-- Start Entries --
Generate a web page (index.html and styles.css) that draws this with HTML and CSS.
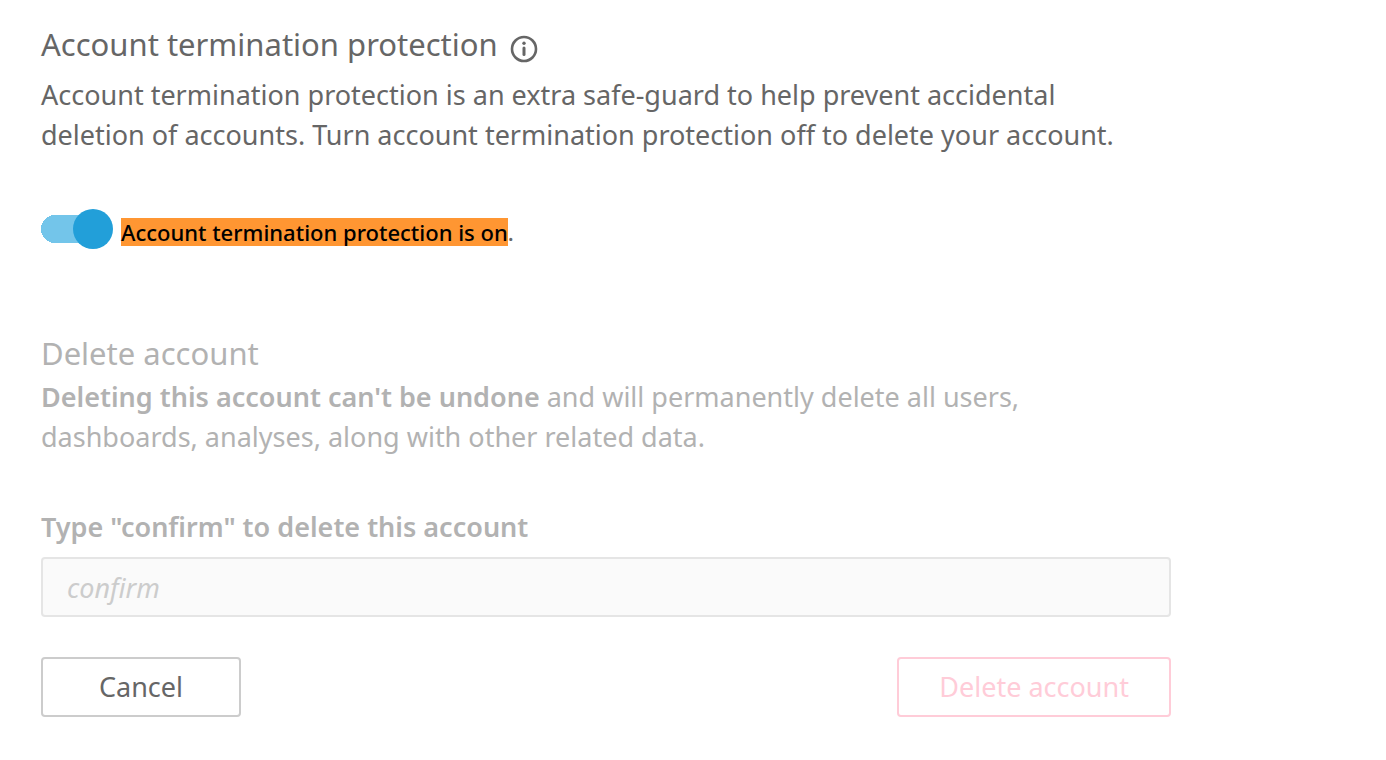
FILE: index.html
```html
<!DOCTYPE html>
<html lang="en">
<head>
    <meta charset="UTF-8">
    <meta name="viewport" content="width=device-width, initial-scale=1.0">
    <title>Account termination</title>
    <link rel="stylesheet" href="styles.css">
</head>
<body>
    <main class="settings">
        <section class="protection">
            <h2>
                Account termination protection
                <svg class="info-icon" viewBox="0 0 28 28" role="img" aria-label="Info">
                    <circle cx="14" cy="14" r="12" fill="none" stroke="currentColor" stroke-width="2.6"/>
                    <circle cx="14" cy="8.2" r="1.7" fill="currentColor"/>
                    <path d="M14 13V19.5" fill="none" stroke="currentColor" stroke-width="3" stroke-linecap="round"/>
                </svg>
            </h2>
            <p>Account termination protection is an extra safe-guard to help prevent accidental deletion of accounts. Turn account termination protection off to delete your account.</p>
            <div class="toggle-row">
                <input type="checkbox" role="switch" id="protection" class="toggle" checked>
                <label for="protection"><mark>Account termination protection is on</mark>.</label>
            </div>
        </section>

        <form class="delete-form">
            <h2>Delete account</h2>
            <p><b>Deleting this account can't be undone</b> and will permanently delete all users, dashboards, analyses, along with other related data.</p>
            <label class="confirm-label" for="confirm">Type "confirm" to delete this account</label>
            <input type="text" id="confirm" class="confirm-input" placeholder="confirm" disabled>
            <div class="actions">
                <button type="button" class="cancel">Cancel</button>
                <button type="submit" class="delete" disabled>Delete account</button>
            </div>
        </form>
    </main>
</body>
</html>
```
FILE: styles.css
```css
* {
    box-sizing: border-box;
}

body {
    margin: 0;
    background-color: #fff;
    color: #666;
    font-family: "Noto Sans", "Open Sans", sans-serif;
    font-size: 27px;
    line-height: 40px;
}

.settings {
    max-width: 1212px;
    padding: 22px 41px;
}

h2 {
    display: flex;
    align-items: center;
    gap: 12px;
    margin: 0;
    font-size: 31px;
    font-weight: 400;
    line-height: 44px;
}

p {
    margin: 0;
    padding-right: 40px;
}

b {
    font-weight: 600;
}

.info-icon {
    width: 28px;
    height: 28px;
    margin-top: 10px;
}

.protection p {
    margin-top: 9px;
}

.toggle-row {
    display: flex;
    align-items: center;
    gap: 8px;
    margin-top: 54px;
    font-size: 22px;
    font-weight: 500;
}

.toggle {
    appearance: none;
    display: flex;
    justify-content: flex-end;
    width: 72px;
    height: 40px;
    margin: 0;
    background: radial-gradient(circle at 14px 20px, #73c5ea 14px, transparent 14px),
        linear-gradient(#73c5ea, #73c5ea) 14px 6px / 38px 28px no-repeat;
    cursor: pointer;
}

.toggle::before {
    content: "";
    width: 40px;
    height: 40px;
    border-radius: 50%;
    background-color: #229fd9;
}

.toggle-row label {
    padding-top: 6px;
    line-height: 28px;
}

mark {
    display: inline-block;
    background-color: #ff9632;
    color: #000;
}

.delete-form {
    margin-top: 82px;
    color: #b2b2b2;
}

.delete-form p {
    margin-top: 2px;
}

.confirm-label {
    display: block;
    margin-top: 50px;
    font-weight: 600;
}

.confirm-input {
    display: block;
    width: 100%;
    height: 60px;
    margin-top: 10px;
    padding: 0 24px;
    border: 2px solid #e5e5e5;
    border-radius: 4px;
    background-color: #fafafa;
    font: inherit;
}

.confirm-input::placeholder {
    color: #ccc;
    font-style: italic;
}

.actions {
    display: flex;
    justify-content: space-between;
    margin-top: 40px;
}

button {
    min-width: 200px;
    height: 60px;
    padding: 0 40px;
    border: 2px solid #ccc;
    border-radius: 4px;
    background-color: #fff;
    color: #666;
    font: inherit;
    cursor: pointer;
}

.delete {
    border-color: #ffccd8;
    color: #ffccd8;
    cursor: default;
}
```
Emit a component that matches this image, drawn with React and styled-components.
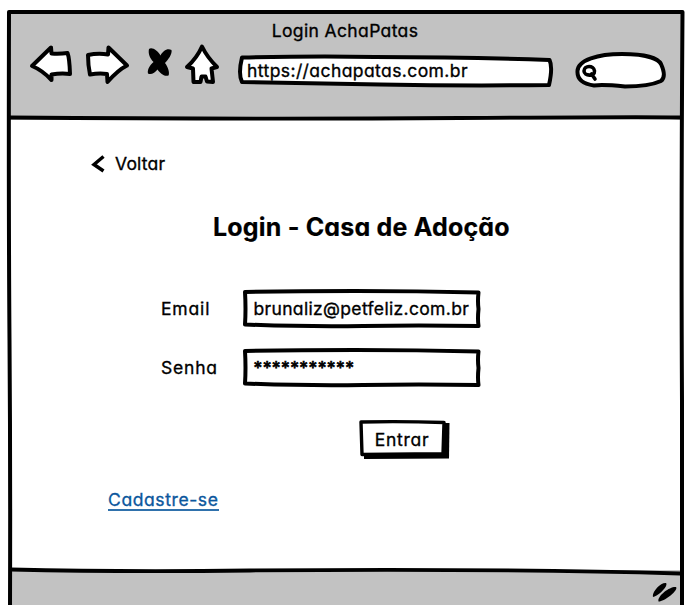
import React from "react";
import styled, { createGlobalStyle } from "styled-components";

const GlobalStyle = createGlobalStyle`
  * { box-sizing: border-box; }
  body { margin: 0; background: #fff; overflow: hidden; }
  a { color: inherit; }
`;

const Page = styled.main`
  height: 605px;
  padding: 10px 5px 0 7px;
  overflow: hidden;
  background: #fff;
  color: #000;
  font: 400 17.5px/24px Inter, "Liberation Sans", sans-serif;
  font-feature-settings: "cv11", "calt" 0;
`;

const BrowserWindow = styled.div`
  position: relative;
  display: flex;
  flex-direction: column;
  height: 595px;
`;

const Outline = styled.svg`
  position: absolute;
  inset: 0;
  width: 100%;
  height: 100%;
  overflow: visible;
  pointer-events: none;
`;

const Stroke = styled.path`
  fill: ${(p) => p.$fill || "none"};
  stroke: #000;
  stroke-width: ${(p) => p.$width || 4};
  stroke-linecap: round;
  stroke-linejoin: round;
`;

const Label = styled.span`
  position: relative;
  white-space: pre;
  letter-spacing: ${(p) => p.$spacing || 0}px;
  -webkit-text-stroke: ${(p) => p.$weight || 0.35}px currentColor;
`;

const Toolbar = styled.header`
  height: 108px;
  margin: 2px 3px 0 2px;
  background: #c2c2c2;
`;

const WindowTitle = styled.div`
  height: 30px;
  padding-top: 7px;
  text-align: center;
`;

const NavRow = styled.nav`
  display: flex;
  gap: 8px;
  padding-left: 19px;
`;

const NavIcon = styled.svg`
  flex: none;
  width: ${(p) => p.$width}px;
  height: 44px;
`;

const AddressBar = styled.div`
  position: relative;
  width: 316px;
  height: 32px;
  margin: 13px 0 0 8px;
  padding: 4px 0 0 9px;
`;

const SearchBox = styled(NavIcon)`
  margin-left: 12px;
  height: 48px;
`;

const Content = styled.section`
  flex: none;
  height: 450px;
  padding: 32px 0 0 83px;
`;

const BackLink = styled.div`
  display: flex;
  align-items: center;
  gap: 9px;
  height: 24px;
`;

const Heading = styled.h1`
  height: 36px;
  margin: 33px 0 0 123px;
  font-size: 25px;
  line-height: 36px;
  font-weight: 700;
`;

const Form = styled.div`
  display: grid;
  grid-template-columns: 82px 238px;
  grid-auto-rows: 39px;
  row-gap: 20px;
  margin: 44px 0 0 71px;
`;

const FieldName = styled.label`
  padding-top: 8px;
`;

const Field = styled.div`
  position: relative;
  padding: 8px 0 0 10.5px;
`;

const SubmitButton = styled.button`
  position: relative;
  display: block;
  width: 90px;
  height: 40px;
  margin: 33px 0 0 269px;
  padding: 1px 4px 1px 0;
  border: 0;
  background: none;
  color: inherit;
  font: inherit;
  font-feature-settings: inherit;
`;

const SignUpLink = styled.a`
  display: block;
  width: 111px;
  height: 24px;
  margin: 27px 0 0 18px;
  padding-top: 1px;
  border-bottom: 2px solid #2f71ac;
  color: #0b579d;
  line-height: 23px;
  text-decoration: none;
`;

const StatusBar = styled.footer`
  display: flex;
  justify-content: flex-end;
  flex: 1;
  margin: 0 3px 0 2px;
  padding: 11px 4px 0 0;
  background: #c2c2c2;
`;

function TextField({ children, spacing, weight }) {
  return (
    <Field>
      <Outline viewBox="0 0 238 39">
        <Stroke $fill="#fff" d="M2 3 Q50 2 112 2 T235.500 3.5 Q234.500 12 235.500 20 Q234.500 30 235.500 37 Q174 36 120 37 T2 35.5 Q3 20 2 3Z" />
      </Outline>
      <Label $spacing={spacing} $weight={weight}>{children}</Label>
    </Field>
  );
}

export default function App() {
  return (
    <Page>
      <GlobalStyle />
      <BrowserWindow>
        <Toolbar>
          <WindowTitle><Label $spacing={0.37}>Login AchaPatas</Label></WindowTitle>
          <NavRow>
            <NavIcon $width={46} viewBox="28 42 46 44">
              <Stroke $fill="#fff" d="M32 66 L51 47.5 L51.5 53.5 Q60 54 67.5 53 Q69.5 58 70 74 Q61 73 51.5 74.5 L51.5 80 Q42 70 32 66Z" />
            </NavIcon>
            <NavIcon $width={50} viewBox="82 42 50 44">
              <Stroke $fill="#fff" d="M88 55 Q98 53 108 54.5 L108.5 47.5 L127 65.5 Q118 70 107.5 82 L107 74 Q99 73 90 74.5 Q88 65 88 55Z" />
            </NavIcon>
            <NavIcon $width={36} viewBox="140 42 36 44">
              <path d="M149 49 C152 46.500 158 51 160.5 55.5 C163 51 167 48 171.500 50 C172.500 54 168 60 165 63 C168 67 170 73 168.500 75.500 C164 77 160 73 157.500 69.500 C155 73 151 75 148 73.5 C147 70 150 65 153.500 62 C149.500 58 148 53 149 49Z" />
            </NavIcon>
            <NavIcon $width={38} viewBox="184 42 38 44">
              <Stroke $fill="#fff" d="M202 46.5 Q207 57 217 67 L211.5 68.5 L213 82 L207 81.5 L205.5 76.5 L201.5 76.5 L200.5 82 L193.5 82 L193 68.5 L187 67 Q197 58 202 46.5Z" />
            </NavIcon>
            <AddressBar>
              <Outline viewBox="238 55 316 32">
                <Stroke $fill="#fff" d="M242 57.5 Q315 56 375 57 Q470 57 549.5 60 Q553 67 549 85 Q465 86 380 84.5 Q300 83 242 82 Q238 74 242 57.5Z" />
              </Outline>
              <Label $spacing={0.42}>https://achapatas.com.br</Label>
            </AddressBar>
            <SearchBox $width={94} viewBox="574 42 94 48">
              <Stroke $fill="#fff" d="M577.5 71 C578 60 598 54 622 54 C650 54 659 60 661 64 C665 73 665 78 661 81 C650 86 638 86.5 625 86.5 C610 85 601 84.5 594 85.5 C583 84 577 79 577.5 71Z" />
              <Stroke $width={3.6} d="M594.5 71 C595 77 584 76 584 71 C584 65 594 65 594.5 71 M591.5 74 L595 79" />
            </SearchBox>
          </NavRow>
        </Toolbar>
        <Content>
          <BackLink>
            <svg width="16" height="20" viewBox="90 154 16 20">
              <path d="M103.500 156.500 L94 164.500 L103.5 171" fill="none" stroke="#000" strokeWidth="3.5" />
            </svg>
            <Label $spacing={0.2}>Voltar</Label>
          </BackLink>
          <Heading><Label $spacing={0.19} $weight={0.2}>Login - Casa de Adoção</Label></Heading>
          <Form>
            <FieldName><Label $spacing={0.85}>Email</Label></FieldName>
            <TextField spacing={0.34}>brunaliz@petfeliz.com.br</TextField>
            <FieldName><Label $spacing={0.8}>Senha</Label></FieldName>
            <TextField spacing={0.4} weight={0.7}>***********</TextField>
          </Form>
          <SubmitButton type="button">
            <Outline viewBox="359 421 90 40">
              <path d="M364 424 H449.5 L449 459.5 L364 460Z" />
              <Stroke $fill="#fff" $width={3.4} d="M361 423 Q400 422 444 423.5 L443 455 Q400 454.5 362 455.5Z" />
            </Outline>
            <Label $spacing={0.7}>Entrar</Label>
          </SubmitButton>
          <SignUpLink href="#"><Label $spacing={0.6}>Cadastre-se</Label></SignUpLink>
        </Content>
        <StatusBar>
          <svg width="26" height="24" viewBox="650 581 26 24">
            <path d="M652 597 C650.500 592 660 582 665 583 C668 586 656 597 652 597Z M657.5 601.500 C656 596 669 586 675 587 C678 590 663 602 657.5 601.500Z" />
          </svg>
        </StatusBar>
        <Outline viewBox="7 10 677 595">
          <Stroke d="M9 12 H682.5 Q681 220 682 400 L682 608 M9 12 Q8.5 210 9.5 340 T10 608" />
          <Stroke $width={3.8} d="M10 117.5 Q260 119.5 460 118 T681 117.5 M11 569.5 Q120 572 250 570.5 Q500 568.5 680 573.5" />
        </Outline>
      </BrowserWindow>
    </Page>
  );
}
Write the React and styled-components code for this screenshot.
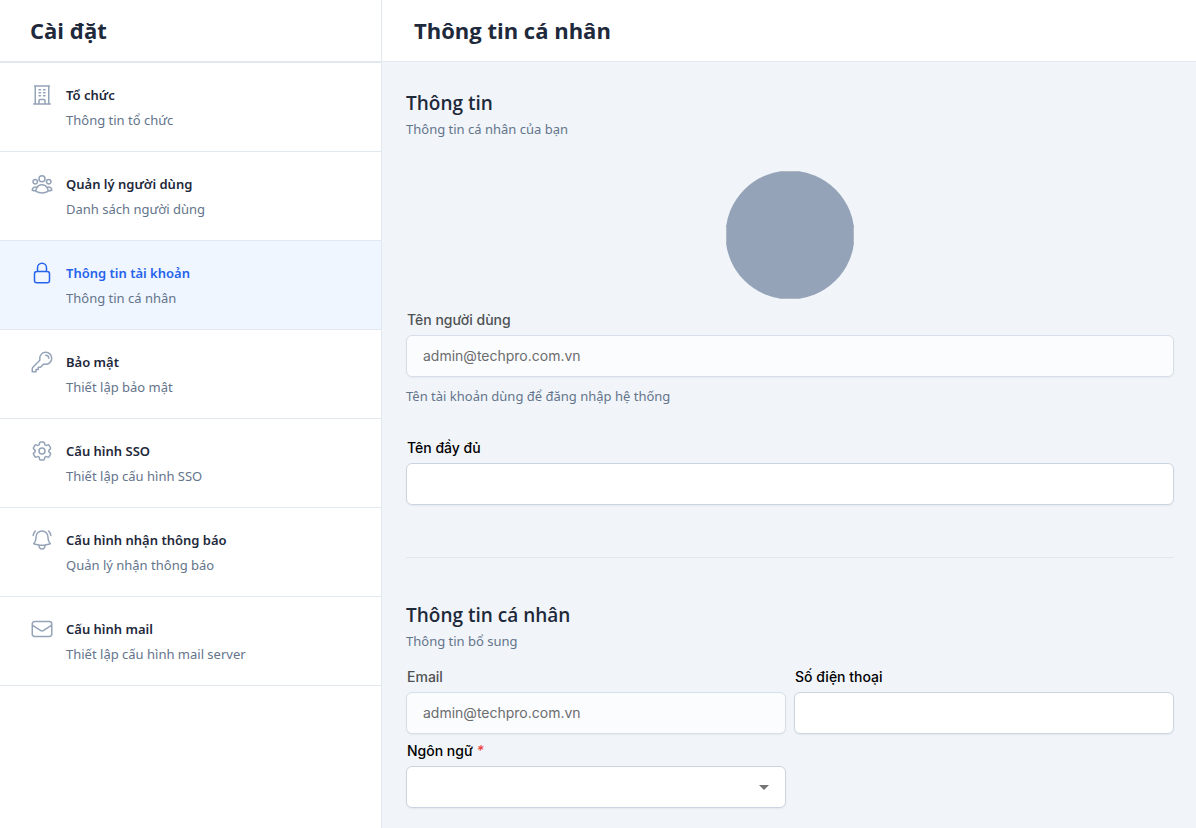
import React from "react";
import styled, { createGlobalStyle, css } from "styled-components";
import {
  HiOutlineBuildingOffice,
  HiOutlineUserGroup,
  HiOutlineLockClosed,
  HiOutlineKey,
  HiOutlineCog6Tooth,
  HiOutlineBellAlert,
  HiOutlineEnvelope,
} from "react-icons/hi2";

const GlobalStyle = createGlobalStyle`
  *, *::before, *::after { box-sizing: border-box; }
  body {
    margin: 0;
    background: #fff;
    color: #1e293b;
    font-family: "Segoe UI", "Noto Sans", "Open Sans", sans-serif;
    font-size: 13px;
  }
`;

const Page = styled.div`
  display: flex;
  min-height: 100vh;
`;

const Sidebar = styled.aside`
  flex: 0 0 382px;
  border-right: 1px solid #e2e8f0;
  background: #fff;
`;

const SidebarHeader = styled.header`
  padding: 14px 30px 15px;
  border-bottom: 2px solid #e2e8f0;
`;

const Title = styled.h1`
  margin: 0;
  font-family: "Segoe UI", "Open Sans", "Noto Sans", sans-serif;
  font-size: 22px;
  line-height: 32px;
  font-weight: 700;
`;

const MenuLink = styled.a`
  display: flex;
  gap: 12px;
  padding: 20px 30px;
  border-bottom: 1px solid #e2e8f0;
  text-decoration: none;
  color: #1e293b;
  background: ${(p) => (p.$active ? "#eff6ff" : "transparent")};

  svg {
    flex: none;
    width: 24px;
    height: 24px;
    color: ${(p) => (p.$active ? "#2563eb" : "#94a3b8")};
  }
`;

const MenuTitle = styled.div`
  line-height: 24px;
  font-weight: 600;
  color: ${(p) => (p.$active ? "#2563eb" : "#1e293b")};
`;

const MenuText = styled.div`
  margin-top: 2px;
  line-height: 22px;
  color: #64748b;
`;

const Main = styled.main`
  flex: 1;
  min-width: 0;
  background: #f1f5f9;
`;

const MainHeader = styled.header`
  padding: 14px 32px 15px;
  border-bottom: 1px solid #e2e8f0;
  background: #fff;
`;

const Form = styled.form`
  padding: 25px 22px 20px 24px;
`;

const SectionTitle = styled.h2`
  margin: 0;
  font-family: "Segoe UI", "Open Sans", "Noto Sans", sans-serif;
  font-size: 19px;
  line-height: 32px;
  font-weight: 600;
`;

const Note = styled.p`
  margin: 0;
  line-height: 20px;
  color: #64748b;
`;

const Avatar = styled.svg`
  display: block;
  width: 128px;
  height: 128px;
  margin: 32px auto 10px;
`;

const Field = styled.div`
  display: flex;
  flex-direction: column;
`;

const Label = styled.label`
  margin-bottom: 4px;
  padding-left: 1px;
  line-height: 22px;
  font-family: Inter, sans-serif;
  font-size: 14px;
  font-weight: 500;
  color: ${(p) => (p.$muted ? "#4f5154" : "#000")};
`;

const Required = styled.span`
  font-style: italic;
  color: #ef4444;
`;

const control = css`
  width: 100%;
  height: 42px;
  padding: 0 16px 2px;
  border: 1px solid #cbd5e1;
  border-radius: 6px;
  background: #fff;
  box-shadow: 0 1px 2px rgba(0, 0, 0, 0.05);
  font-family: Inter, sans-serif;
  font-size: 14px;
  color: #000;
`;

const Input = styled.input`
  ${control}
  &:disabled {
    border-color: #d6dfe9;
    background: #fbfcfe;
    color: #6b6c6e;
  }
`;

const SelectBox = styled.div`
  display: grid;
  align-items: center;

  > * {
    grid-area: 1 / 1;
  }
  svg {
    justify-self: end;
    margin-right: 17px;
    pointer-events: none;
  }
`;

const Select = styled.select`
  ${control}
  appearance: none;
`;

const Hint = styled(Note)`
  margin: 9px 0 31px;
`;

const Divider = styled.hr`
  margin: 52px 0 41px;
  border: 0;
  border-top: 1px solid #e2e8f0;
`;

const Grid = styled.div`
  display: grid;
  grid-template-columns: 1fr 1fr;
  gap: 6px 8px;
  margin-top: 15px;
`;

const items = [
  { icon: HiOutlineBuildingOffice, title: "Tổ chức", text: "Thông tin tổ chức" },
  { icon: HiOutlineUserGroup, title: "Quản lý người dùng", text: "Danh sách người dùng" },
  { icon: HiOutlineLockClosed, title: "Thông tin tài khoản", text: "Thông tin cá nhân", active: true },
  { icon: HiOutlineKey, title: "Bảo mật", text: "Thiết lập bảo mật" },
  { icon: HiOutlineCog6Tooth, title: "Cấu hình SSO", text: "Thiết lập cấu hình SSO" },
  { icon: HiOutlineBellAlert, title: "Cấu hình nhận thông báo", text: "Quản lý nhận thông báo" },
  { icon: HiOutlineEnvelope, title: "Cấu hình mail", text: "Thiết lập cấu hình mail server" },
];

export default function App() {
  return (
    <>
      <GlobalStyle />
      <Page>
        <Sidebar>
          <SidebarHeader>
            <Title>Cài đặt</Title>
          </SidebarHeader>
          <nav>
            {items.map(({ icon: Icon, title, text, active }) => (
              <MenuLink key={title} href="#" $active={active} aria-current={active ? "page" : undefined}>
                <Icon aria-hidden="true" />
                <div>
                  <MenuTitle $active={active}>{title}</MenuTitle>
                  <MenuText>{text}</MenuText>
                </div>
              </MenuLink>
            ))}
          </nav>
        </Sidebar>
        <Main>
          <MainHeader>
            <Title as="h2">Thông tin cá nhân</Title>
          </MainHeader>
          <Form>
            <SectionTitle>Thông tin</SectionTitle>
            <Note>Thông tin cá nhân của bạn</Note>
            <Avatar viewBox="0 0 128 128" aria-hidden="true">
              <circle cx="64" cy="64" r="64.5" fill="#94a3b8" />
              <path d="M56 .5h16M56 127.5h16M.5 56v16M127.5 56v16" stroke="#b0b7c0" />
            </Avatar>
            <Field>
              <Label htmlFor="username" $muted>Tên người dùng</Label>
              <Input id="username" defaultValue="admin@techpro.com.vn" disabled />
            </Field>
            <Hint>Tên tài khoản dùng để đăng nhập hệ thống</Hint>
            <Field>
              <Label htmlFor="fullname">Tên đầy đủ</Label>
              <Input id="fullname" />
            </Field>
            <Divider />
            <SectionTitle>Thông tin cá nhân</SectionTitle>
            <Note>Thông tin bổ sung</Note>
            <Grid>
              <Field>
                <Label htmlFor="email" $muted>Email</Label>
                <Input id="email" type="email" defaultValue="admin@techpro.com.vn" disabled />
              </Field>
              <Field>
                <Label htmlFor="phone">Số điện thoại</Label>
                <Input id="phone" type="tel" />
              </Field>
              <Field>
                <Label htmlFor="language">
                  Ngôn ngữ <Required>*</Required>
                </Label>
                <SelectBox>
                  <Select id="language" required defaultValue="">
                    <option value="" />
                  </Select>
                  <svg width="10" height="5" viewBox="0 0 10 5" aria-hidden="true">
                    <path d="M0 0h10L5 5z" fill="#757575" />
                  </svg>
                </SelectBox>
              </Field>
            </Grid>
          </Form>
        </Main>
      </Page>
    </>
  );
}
-- End Entries --
Exercise directions :: Identify the lines of the entries containing the string "that". Copy each such line.

Final result ::
Generate a web page (index.html and styles.css) that draws this with HTML and CSS.
Emit a component that matches this image, drawn with React and styled-components.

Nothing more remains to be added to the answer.